-- BEGIN --

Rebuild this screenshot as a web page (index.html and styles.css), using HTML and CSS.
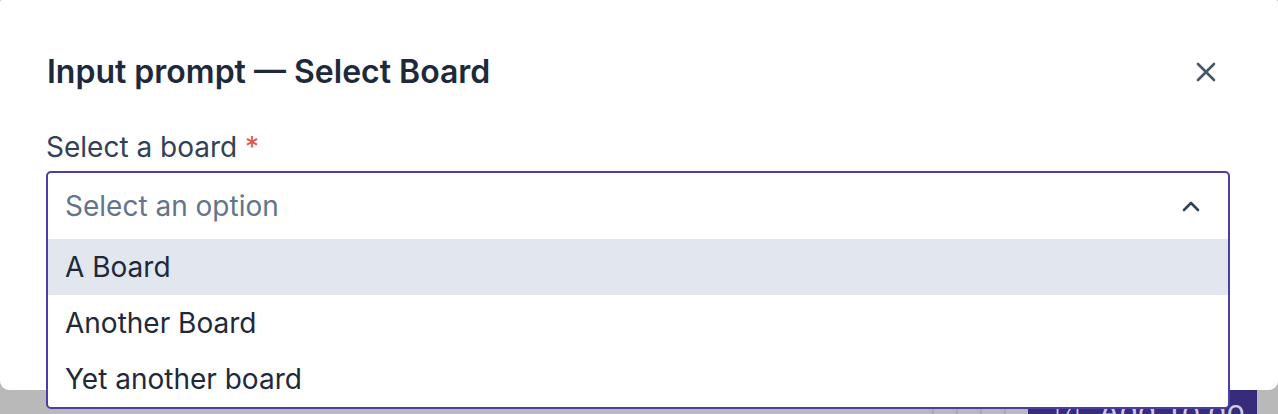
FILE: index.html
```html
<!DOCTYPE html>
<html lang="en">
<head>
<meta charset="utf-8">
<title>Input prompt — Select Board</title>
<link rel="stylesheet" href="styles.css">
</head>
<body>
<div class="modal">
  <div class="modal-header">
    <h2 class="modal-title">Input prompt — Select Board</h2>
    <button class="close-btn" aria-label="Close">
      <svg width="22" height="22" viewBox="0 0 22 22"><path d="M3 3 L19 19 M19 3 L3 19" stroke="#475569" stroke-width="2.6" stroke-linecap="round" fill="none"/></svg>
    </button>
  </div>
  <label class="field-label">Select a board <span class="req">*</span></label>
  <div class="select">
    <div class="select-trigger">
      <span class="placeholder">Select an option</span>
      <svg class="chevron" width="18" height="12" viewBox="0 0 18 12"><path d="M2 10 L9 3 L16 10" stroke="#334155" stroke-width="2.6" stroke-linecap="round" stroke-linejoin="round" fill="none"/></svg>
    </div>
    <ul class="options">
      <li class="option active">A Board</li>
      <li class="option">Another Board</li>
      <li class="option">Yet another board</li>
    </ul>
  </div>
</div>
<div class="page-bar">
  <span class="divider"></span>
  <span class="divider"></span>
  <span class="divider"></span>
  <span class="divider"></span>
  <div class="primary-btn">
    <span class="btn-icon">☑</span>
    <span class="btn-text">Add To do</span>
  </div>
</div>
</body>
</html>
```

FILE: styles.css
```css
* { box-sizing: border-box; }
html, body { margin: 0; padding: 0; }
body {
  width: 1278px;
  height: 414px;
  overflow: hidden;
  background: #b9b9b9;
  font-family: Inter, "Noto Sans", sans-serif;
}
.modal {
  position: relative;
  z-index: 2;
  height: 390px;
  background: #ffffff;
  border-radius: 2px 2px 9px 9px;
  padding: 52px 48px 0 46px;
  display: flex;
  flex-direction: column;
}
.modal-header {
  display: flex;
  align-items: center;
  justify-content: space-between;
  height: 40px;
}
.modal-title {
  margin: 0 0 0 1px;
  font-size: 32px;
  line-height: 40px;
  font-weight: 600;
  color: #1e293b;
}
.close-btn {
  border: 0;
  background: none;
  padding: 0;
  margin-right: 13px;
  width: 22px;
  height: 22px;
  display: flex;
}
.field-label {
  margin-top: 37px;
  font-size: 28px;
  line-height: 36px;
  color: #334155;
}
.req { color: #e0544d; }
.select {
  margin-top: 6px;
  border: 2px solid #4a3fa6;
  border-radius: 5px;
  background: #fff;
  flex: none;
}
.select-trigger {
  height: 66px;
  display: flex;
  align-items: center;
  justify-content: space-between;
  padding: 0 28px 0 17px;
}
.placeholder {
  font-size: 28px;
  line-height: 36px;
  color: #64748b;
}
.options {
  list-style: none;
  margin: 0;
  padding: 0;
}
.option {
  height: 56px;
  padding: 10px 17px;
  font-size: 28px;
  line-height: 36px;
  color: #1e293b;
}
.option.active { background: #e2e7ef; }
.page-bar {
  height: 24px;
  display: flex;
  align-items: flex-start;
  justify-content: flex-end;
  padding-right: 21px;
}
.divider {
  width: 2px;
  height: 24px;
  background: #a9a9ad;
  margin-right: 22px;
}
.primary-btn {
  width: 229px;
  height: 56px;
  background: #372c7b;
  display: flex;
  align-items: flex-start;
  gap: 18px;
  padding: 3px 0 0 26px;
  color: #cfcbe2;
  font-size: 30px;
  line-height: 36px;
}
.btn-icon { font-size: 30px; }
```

-- END --
-- BEGIN --

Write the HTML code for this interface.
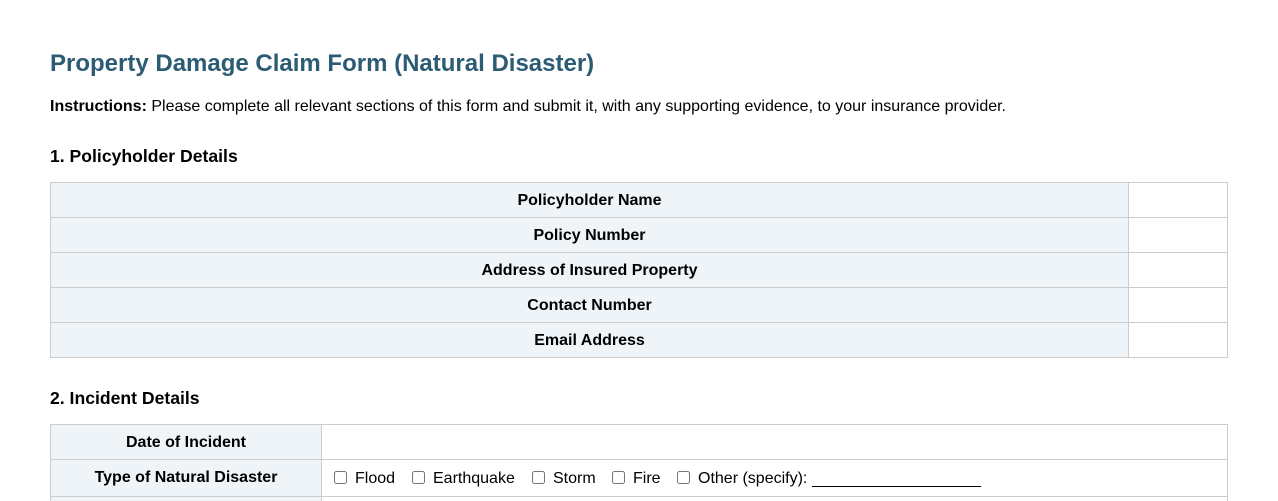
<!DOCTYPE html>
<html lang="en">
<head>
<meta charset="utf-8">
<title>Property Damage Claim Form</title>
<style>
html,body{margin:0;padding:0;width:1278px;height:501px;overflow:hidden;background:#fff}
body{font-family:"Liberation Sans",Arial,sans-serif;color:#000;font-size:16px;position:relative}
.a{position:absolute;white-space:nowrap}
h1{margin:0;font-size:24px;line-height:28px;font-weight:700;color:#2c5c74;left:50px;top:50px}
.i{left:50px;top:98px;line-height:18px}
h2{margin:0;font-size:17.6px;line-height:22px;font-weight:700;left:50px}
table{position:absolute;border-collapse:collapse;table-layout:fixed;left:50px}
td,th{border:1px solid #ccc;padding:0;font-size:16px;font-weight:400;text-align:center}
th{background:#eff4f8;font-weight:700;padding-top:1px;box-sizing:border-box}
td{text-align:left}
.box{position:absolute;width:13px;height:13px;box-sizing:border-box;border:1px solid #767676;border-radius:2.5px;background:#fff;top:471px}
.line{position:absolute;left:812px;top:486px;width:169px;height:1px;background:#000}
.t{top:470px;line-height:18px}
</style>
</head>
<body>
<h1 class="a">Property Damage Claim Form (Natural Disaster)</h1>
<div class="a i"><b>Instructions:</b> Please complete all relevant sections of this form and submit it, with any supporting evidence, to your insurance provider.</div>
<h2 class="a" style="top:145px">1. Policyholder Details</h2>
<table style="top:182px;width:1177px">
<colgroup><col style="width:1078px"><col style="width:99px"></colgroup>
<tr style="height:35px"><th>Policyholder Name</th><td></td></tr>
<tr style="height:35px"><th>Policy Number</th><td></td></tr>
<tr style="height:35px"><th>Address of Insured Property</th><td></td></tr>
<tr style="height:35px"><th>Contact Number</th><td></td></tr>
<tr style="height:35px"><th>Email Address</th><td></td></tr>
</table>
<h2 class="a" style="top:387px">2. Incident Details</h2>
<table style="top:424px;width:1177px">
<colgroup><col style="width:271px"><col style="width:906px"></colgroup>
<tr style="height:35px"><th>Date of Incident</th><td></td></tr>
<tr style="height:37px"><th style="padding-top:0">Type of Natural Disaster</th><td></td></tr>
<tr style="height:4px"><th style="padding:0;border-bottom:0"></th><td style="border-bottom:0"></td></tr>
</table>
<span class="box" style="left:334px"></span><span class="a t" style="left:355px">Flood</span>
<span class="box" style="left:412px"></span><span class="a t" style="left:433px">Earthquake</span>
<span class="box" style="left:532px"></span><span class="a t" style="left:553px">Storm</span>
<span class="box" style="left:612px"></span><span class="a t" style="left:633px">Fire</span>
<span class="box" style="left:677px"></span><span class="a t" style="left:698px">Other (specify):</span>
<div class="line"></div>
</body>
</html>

-- END --

## BRIEF
Find each line holding the word "this" and copy it.

## REPLY TO THE TASK
Rebuild this screenshot as a web page (index.html and styles.css), using HTML and CSS.
Write the HTML code for this interface.
<div class="a i"><b>Instructions:</b> Please complete all relevant sections of this form and submit it, with any supporting evidence, to your insurance provider.</div>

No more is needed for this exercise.